In explaining the new PPS 16 policy, Minister Attwood said: “The planning system plays a crucial role in assisting and supporting a thriving tourism industry. My officials have worked closely with the tourism sector to develop PPS16 to help achieve this. PPS 16 provides a common sense planning policy framework that is right for Northern Ireland that achieves the correct balance between development and protection.
“The new policy aims to manage the provision of sustainable and high quality tourism developments in appropriate locations within the built and natural environment. This will reinforce the green and clean credentials that make the North such a special place. It will provide a planning framework that will help boost the economy as tourism serves as an economic driver. As the tourism sector grows in a sustainable way, so do jobs, services and facilities.

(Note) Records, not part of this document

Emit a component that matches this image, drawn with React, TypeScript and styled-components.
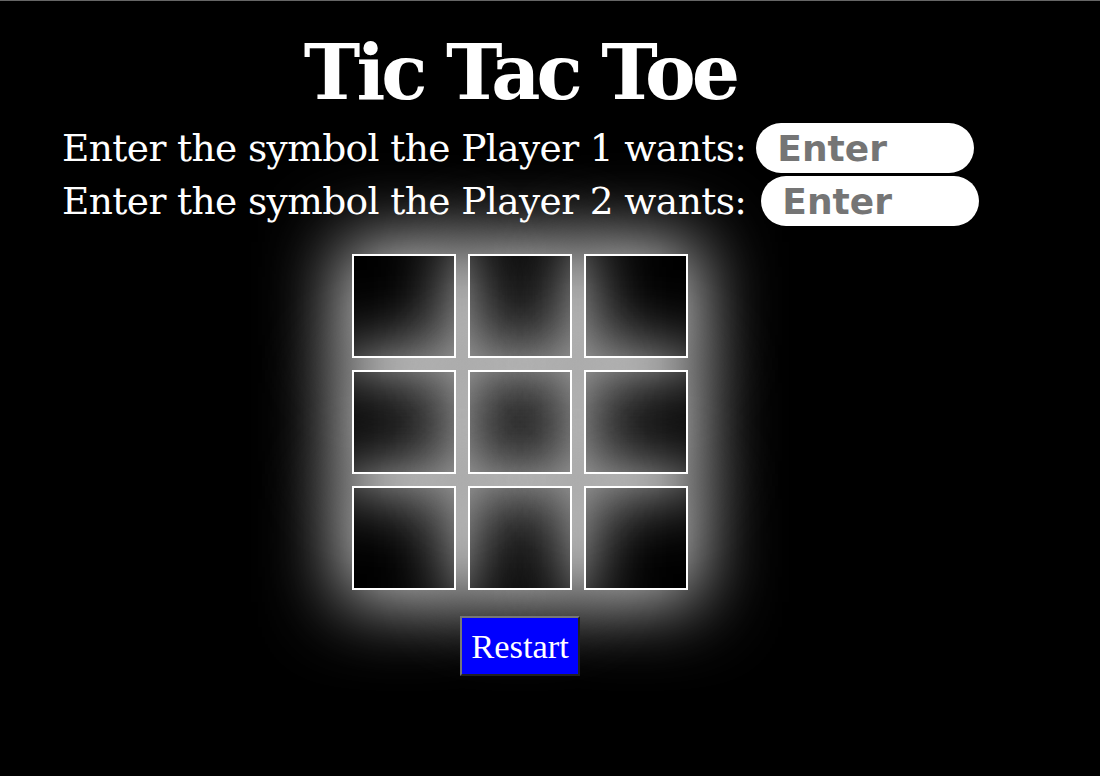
import React from 'react';
import styled, { createGlobalStyle } from 'styled-components';

const GlobalStyle = createGlobalStyle`
  html, body {
    margin: 0;
    padding: 0;
    background: #000;
  }
  body {
    border-top: 1px solid #666;
    min-height: 775px;
    font-family: 'DejaVu Serif', serif;
    color: #fff;
  }
`;

const Page = styled.div`
  width: 1040px;
  display: flex;
  flex-direction: column;
  align-items: center;
`;

const Title = styled.h1`
  margin: 24px 0 0;
  font-size: 76px;
  line-height: 96px;
  font-weight: bold;
  letter-spacing: -4px;
`;

const Prompts = styled.div`
  align-self: stretch;
  padding-left: 62px;
  margin-top: 2px;
  display: flex;
  flex-direction: column;
  gap: 3px;
`;

const PromptRow = styled.label<{ $gap: number }>`
  display: flex;
  align-items: center;
  gap: ${(p) => p.$gap}px;
  font-size: 37.5px;
  line-height: 50px;
  letter-spacing: -0.6px;
`;

const SymbolInput = styled.input`
  width: 218px;
  height: 50px;
  box-sizing: border-box;
  border: none;
  border-radius: 25px;
  background: #fff;
  padding: 0 21px;
  font-family: 'Comic Sans MS', 'DejaVu Sans', sans-serif;
  font-weight: bold;
  font-size: 36px;
  color: #000;
  outline: none;

  &::placeholder {
    color: #757575;
  }
`;

const Board = styled.div`
  margin-top: 28px;
  display: grid;
  grid-template-columns: repeat(3, 104px);
  grid-auto-rows: 104px;
  gap: 12px;
`;

const Cell = styled.button`
  box-sizing: border-box;
  border: 2px solid #fff;
  background: transparent;
  box-shadow: 0 0 75px 12px rgba(255, 255, 255, 0.78);
  padding: 0;
  color: #fff;
  font-size: 60px;
  cursor: pointer;
`;

const RestartButton = styled.button`
  margin-top: 26px;
  height: 60px;
  padding: 0 9px;
  background: #0000ff;
  color: #fff;
  border: 2px outset #767676;
  font-family: 'Liberation Serif', serif;
  font-size: 34.5px;
  cursor: pointer;
`;

const App = () => {
  const [cells, setCells] = React.useState<string[]>(Array(9).fill(''));
  const [p1, setP1] = React.useState('');
  const [p2, setP2] = React.useState('');
  const [turn, setTurn] = React.useState(0);

  const play = (i: number) => {
    if (cells[i]) return;
    const next = [...cells];
    next[i] = turn === 0 ? p1 || 'X' : p2 || 'O';
    setCells(next);
    setTurn(1 - turn);
  };

  return (
    <>
      <GlobalStyle />
      <Page>
        <Title>Tic Tac Toe</Title>
        <Prompts>
          <PromptRow $gap={10}>
            Enter the symbol the Player 1 wants:
            <SymbolInput
              placeholder="Enter"
              value={p1}
              onChange={(e) => setP1(e.target.value)}
            />
          </PromptRow>
          <PromptRow $gap={15}>
            Enter the symbol the Player 2 wants:
            <SymbolInput
              placeholder="Enter"
              value={p2}
              onChange={(e) => setP2(e.target.value)}
            />
          </PromptRow>
        </Prompts>
        <Board>
          {cells.map((c, i) => (
            <Cell key={i} onClick={() => play(i)}>
              {c}
            </Cell>
          ))}
        </Board>
        <RestartButton
          onClick={() => {
            setCells(Array(9).fill(''));
            setTurn(0);
          }}
        >
          Restart
        </RestartButton>
      </Page>
    </>
  );
};

export default App;
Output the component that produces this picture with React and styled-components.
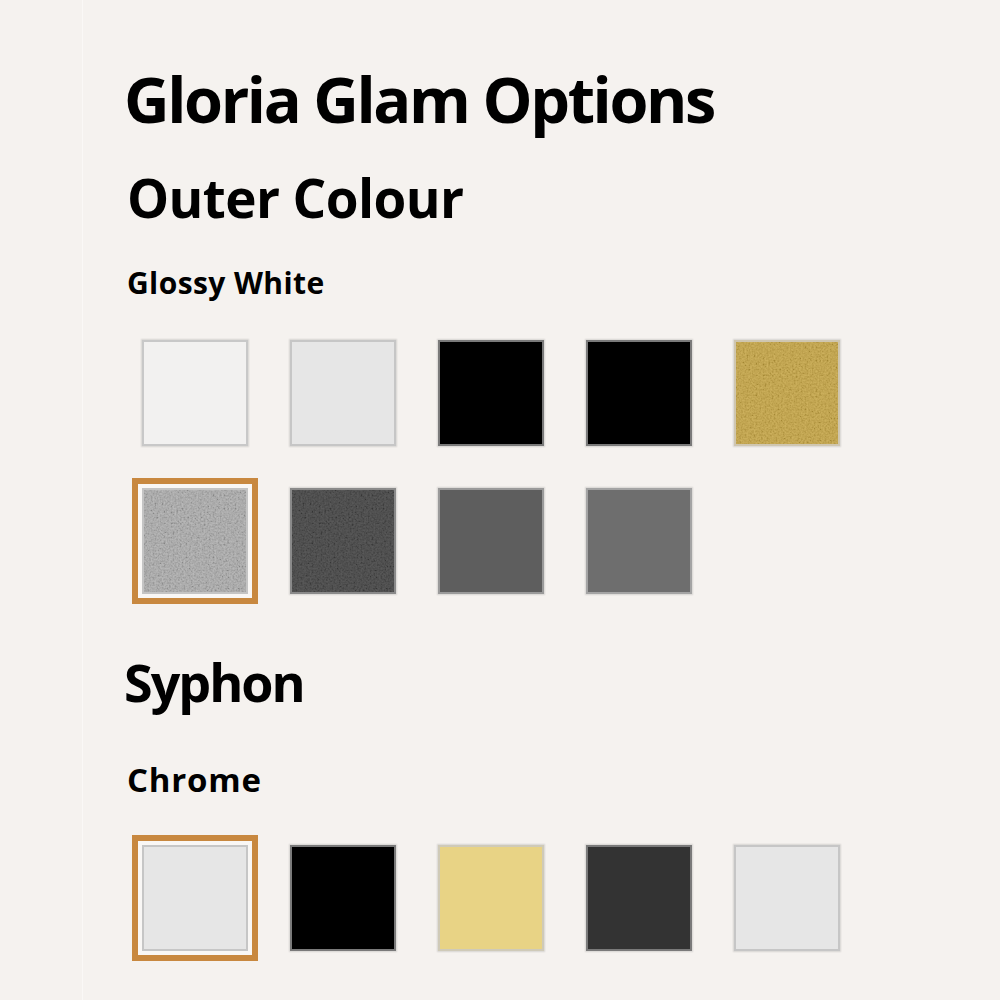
import React from "react";
import styled, { createGlobalStyle } from "styled-components";

const Global = createGlobalStyle`
  html, body { margin: 0; padding: 0; background: #f5f2ef; }
  body { font-family: "Open Sans", "Noto Sans", sans-serif; color: #000; }
`;

const Page = styled.div`
  display: flex;
  width: 1000px;
  min-height: 1000px;
  background: #f5f2ef;
  overflow: hidden;
`;

const Gutter = styled.div`
  width: 82px;
  flex: none;
  border-right: 1px solid #faf8f6;
`;

const Content = styled.main`
  display: flex;
  flex-direction: column;
  align-items: flex-start;
  padding-left: 41px;
  padding-top: 67px;
`;

const Title = styled.h1`
  margin: 0;
  font-size: 63px;
  line-height: 1;
  font-weight: 700;
  letter-spacing: -2.4px;
`;

const SectionTitle = styled.h2`
  margin: ${(p) => p.$mt}px 0 0 ${(p) => p.$ml || 0}px;
  font-size: ${(p) => p.$size}px;
  line-height: 1;
  font-weight: 700;
  letter-spacing: ${(p) => p.$ls}px;
`;

const Label = styled.h3`
  margin: ${(p) => p.$mt}px 0 0 3px;
  font-size: ${(p) => p.$size}px;
  line-height: 1;
  font-weight: 700;
  letter-spacing: ${(p) => p.$ls}px;
`;

const Grid = styled.div`
  display: grid;
  grid-template-columns: repeat(5, 106px);
  grid-auto-rows: 106px;
  gap: 42px;
  margin: ${(p) => p.$mt}px 0 0 18px;
`;

const Swatch = styled.button`
  position: relative;
  box-sizing: border-box;
  width: 106px;
  height: 106px;
  padding: 0;
  border: 2px solid ${(p) => p.$edge};
  background: ${(p) => p.$color};
  cursor: pointer;
  overflow: hidden;
  outline: ${(p) => (p.$selected ? "6px solid #c8883f" : "none")};
  outline-offset: 4px;
  box-shadow: ${(p) =>
    p.$selected
      ? "0 0 0 4px #f9f7f5, 0 0 1.5px 1px rgba(0,0,0,0.12)"
      : "0 0 1.5px 1px rgba(0,0,0,0.12)"};
  svg {
    position: absolute;
    inset: 0;
    width: 100%;
    height: 100%;
    display: block;
  }
`;

const Noise = ({ id, opacity }) => (
  <svg aria-hidden="true">
    <filter id={id} x="0" y="0" width="100%" height="100%">
      <feTurbulence type="fractalNoise" baseFrequency="0.55" numOctaves="2" seed="7" />
      <feColorMatrix type="saturate" values="0" />
      <feComponentTransfer>
        <feFuncR type="linear" slope="2.2" intercept="-0.6" />
        <feFuncG type="linear" slope="2.2" intercept="-0.6" />
        <feFuncB type="linear" slope="2.2" intercept="-0.6" />
        <feFuncA type="linear" slope="0" intercept="1" />
      </feComponentTransfer>
    </filter>
    <rect width="100%" height="100%" filter={`url(#${id})`} opacity={opacity} />
  </svg>
);

const outer = [
  { color: "#f2f1f0", edge: "#c8c8c8" },
  { color: "#e6e6e6", edge: "#c6c6c6" },
  { color: "#000000", edge: "#7a7a7a" },
  { color: "#000000", edge: "#7a7a7a" },
  { color: "#c4a23e", edge: "#cfc6b0", noise: 0.16 },
  { color: "#a8a8a8", edge: "#c4c4c4", noise: 0.2, selected: true },
  { color: "#3e3e3e", edge: "#8a8a8a", noise: 0.14 },
  { color: "#5e5e5e", edge: "#9a9a9a" },
  { color: "#6e6e6e", edge: "#a4a4a4" },
];

const syphon = [
  { color: "#e6e6e6", edge: "#c6c6c6", selected: true },
  { color: "#000000", edge: "#7a7a7a" },
  { color: "#e8d385", edge: "#cfcab8" },
  { color: "#333333", edge: "#7a7a7a" },
  { color: "#e6e6e6", edge: "#c6c6c6" },
];

const SwatchGrid = ({ items, mt, name }) => (
  <Grid $mt={mt}>
    {items.map((s, i) => (
      <Swatch
        key={i}
        $color={s.color}
        $edge={s.edge}
        $selected={s.selected}
        aria-label={`${name} ${i + 1}`}
      >
        {s.noise ? <Noise id={`${name}-n${i}`} opacity={s.noise} /> : null}
      </Swatch>
    ))}
  </Grid>
);

export default function App() {
  return (
    <Page>
      <Global />
      <Gutter />
      <Content>
        <Title>Gloria Glam Options</Title>
        <SectionTitle $mt={41} $size={53} $ml={3} $ls={-0.6}>Outer Colour</SectionTitle>
        <Label $mt={44} $size={30} $ls={0.4}>Glossy White</Label>
        <SwatchGrid items={outer} mt={42} name="outer" />
        <SectionTitle $mt={62} $size={52} $ml={0} $ls={-2}>Syphon</SectionTitle>
        <Label $mt={55} $size={33} $ls={0.8}>Chrome</Label>
        <SwatchGrid items={syphon} mt={49} name="syphon" />
      </Content>
    </Page>
  );
}
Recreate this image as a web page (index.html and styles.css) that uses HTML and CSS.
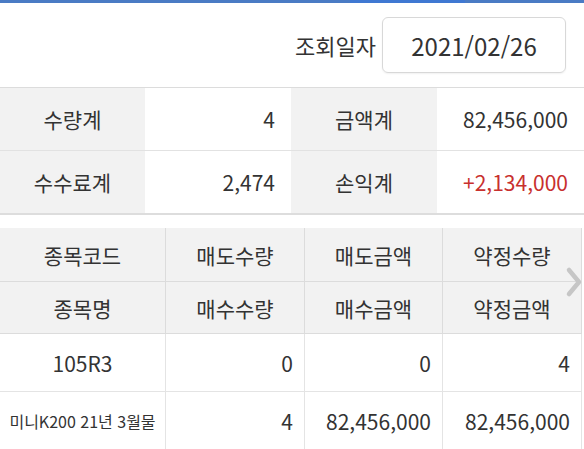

“PPS 16 underpins the recently announced half a million pound regeneration fund for coastal communities and the £1 million dereliction fund that I have made available to tackle dereliction and spruce up a number of areas in Northern Ireland. The built and natural heritage will drive future increases in tourist numbers and spend. Six of the top ten visitor attractions are features of our built and natural heritage. Growing tourism from a £500 million to a £1 billion a year industry will revolve around the positive protection and development of this heritage and this new policy that I am bringing forward will help to do this.”
The Minister added: “I believe it is important to afford protection to tourism assets associated with our natural and built heritage, not only for conservation reasons, but also to ensure their continued effectiveness in attracting tourists and underpinning the tourism industry,” adding that PPS 16 is aimed tol protect tourism assets from insensitive development, not just tourism development, to avoid damage to their quality and character.
PPS 16 will replace tourism policies SP 10 and TOU 1 to TOU 4 and coastal policies CO 5 to CO 7 of ‘A Planning Strategy for Rural Northern Ireland’. It will also supersede policy CTY 1 of PPS 21 insofar as it relates to the tourism policies of ‘A Planning Strategy for Rural Northern Ireland’.